### SET PROBLEM
Locate the word "this" in the data below, then copy every line that holds it.
────
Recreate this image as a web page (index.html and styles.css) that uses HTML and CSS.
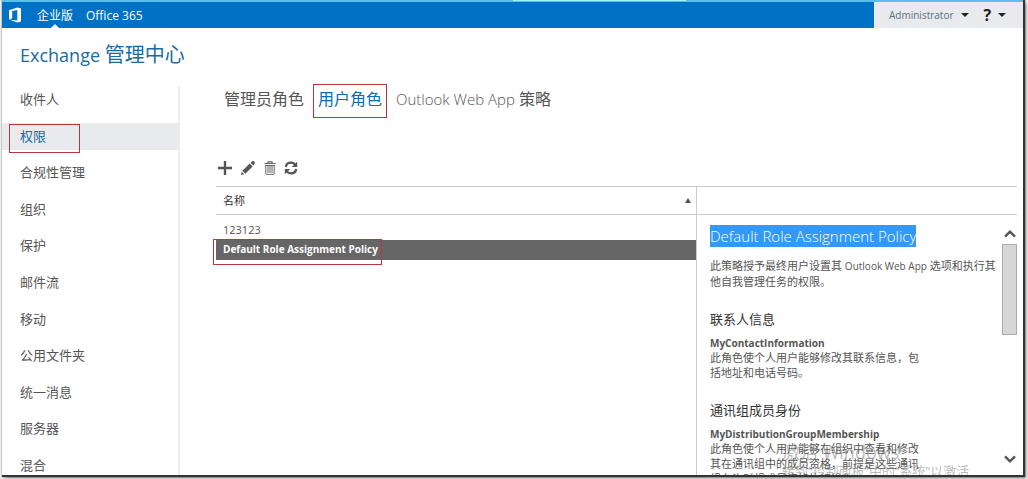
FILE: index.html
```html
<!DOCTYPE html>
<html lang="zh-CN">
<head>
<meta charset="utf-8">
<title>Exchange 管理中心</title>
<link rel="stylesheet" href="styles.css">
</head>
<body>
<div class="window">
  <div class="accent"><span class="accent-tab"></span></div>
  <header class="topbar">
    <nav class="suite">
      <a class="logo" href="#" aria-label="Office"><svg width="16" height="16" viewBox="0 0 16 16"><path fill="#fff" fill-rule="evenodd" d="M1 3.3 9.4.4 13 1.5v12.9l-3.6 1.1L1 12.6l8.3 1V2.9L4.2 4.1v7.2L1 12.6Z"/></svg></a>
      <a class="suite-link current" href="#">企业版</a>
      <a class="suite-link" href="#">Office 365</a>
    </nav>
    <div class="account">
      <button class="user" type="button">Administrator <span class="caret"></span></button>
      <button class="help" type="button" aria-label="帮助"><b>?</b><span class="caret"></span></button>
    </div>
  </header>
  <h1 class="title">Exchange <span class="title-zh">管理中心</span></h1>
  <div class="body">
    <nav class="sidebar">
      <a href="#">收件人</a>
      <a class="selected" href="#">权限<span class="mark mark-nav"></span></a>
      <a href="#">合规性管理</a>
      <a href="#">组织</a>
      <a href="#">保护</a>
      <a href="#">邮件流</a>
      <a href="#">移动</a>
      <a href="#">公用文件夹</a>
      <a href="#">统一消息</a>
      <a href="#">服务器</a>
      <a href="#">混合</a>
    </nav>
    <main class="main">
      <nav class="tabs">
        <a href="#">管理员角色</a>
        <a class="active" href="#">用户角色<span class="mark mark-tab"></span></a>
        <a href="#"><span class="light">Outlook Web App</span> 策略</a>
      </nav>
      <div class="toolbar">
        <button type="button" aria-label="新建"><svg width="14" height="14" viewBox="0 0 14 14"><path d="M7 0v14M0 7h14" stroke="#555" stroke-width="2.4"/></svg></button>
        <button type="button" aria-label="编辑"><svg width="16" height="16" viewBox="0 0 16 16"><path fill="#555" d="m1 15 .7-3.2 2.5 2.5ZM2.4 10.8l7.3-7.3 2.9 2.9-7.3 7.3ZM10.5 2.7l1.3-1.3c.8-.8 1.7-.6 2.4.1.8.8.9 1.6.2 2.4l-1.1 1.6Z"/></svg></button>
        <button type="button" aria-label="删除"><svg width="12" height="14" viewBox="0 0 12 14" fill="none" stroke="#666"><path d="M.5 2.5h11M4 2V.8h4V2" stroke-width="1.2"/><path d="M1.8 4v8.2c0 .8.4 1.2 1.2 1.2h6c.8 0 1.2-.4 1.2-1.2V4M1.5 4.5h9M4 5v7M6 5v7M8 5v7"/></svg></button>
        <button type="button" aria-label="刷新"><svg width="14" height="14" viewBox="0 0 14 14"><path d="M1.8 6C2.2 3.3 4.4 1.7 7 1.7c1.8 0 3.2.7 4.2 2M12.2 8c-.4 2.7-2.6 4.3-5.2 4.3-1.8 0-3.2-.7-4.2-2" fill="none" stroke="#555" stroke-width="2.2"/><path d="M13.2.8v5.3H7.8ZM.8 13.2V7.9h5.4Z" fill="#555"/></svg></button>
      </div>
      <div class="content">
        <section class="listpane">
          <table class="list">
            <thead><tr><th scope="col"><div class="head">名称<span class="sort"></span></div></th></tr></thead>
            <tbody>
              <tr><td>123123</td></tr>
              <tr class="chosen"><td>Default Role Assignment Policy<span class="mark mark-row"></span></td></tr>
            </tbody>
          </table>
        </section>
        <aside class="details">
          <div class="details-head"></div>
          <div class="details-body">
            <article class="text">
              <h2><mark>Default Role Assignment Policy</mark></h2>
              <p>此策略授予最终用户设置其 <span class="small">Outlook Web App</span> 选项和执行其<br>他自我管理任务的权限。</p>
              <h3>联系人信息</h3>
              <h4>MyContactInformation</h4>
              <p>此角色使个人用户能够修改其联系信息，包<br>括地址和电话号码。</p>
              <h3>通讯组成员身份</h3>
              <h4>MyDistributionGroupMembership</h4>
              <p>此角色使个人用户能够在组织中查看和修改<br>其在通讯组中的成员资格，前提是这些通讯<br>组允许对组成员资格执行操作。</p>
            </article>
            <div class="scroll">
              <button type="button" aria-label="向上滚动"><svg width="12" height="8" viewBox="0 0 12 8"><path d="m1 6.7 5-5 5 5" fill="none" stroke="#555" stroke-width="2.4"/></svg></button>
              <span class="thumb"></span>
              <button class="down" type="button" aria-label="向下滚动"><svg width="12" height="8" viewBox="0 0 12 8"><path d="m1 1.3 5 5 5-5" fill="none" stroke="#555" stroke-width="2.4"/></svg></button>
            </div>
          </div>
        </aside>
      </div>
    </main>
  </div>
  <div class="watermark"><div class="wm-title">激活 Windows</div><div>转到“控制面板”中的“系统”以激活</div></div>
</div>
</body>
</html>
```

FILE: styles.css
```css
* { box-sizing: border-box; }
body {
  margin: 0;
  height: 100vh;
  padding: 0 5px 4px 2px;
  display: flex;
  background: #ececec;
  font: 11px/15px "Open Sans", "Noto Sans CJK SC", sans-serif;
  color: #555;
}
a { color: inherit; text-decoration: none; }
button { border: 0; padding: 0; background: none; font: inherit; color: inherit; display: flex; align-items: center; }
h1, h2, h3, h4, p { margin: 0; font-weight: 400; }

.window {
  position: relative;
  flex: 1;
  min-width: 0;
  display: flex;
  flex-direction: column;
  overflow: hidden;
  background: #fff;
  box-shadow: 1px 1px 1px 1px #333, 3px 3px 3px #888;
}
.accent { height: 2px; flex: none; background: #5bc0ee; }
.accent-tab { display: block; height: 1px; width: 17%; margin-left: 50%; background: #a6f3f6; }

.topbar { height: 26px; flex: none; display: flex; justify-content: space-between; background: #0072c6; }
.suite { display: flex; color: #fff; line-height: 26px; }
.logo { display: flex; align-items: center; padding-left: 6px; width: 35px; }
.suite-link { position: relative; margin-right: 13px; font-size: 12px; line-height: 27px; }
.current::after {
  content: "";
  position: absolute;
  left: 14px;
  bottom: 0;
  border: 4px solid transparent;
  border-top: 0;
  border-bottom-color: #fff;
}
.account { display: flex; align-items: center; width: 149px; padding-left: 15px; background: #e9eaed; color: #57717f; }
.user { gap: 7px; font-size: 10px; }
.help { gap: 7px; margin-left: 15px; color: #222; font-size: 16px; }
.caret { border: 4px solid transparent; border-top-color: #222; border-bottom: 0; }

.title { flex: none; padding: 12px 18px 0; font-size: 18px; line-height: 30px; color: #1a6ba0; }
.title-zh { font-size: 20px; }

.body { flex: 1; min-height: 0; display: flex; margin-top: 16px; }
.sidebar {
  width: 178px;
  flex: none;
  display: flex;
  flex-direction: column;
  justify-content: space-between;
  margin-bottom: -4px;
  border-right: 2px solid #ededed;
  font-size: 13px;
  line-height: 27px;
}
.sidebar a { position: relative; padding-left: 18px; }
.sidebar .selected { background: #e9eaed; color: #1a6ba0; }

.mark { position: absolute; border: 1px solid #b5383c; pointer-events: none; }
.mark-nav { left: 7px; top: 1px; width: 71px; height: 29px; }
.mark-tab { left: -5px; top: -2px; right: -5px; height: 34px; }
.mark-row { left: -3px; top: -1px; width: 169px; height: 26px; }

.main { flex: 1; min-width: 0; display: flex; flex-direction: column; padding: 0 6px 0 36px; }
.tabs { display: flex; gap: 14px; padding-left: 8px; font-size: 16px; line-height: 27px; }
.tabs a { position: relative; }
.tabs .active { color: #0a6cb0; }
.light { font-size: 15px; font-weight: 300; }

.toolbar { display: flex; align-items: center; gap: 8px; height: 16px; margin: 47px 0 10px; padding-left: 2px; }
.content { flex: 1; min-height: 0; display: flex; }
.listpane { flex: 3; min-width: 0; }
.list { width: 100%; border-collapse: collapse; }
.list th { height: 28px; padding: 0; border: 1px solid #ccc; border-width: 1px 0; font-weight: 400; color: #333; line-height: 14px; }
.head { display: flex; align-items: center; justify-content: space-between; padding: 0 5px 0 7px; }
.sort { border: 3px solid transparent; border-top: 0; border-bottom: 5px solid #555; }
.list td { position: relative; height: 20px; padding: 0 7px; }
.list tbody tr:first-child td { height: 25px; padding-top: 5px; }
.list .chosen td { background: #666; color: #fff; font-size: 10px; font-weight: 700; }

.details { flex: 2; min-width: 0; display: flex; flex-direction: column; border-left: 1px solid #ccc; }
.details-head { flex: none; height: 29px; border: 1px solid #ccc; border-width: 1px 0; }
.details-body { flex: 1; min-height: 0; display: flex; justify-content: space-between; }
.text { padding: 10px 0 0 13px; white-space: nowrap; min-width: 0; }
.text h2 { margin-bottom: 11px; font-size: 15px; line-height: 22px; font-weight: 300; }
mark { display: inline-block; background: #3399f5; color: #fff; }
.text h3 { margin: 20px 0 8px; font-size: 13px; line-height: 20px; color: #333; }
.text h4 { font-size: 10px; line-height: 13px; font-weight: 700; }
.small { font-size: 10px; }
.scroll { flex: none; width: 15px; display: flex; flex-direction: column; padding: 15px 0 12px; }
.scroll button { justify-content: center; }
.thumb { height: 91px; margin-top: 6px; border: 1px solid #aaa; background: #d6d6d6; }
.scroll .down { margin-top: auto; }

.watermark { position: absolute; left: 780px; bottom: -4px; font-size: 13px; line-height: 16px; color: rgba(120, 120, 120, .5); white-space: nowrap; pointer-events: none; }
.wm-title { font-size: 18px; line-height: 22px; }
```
────
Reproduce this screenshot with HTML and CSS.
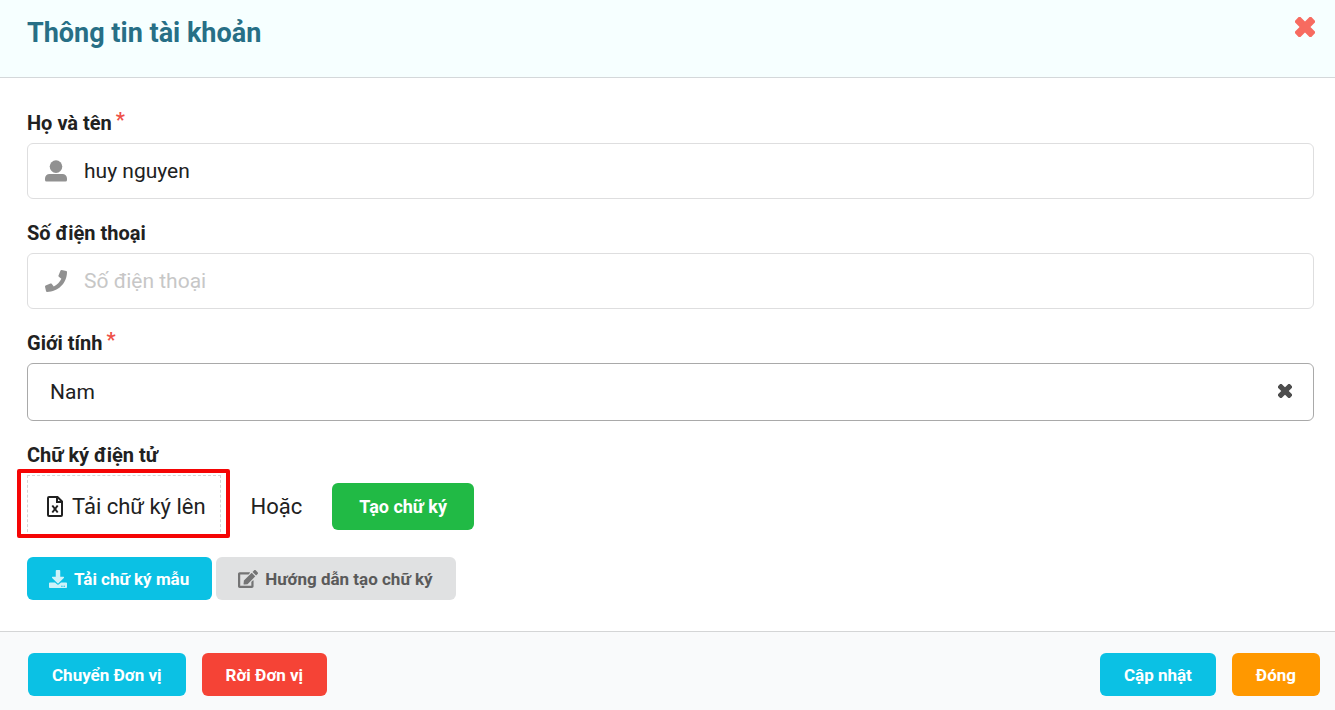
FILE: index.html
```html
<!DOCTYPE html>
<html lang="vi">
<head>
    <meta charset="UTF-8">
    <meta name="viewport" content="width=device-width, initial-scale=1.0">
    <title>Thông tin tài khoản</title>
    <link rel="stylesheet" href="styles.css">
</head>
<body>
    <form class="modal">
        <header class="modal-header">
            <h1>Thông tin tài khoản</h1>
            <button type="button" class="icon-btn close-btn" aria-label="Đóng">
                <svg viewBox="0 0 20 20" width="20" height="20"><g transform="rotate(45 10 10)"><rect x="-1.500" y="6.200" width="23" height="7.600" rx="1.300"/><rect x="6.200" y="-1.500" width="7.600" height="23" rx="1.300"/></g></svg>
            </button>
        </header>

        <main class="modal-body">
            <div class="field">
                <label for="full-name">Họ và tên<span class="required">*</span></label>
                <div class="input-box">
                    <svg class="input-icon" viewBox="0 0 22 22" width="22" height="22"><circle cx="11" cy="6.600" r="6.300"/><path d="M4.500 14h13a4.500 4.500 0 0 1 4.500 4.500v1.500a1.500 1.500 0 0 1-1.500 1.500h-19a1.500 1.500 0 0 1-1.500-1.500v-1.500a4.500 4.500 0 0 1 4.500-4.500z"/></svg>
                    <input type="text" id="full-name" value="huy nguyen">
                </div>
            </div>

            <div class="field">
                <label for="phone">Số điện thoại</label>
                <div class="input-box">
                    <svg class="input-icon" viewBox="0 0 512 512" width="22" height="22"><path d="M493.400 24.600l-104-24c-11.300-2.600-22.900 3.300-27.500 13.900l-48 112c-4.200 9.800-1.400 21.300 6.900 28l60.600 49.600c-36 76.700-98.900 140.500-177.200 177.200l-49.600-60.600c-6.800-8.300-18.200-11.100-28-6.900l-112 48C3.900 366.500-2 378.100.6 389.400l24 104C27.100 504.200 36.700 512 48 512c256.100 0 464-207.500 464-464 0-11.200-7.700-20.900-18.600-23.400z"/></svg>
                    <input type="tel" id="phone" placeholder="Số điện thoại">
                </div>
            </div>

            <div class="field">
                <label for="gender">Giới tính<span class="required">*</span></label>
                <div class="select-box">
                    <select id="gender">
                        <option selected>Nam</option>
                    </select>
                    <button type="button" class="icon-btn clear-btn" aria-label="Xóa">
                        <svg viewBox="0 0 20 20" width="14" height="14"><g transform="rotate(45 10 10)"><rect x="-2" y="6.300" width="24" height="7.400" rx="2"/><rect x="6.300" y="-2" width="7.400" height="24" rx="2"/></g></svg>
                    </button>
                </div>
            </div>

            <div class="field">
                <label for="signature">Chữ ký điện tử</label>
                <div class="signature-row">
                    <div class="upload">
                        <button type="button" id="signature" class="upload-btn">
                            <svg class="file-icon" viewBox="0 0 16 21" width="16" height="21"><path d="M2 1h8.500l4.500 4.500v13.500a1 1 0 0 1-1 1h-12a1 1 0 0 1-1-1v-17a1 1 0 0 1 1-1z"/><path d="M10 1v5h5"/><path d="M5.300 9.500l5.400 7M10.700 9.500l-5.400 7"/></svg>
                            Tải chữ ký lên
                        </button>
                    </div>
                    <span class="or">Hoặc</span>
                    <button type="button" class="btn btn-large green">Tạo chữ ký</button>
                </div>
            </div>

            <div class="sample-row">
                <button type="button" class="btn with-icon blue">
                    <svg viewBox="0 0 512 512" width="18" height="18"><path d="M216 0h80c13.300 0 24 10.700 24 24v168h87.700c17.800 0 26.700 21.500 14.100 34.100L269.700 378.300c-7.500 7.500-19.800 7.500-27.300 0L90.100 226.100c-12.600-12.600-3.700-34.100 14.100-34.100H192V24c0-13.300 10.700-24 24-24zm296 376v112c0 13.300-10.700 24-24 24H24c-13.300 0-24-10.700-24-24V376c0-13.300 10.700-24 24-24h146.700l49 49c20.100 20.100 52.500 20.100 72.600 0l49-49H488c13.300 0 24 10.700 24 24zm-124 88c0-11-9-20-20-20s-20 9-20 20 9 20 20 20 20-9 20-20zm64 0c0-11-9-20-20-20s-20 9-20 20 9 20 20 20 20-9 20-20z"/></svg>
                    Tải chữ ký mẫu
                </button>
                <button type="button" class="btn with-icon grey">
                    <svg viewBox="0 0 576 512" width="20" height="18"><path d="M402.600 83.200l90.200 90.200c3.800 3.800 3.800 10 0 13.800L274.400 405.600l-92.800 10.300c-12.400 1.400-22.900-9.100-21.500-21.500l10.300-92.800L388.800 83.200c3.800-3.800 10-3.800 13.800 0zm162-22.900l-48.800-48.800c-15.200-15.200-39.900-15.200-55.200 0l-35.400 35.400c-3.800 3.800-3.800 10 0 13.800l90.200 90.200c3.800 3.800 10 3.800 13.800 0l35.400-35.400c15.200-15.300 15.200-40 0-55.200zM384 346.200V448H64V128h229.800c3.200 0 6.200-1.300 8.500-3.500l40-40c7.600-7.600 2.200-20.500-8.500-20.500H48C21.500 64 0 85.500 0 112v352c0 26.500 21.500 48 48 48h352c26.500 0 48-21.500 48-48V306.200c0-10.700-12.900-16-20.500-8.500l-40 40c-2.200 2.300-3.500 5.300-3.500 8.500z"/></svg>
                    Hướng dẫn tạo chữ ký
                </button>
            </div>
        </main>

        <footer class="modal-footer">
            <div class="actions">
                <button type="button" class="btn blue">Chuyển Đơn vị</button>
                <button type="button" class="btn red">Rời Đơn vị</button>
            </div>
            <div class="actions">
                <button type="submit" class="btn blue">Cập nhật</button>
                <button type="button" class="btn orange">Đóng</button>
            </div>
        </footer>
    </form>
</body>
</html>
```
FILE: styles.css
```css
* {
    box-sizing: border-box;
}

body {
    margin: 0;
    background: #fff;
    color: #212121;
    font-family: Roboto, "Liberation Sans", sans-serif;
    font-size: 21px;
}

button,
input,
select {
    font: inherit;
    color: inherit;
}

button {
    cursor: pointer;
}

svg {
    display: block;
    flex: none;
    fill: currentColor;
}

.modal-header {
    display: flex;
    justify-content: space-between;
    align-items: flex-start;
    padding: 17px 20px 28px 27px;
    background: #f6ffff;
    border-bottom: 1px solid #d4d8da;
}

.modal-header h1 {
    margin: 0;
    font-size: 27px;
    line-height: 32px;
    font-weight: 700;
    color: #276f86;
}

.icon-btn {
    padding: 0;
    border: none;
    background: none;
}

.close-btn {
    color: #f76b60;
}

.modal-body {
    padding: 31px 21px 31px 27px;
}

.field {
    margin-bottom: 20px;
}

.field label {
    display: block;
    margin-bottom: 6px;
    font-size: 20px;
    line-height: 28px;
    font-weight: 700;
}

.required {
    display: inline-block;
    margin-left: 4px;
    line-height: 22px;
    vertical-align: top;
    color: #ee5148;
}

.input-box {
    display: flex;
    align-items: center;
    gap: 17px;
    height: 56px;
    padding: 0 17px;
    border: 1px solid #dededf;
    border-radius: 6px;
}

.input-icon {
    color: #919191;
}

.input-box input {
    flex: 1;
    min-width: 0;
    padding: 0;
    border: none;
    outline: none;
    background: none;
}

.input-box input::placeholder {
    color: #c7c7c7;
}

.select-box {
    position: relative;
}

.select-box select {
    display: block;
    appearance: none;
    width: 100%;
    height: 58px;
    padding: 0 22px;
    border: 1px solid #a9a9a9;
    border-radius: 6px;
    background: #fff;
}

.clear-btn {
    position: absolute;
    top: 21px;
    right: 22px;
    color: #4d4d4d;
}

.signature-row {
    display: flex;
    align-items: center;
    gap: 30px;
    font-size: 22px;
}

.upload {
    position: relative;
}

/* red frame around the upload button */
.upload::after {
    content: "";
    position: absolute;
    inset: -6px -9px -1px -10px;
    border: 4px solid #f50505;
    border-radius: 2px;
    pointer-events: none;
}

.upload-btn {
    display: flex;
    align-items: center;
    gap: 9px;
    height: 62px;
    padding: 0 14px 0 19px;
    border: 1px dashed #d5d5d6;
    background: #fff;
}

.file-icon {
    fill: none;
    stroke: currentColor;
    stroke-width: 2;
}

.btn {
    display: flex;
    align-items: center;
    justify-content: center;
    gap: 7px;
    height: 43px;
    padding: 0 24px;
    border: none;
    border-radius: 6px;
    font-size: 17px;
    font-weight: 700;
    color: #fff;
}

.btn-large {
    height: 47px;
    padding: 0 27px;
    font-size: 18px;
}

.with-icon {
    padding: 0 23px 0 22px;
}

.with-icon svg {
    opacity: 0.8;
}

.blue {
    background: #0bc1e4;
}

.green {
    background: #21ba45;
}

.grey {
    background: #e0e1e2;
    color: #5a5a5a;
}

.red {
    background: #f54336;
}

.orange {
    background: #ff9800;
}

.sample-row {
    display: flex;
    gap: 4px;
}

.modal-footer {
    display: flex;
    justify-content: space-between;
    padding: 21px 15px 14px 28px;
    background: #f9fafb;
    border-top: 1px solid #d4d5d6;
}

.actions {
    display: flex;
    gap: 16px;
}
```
────
### WRITTEN ANSWER
Recreate this image as a web page (index.html and styles.css) that uses HTML and CSS.
Reproduce this screenshot with HTML and CSS.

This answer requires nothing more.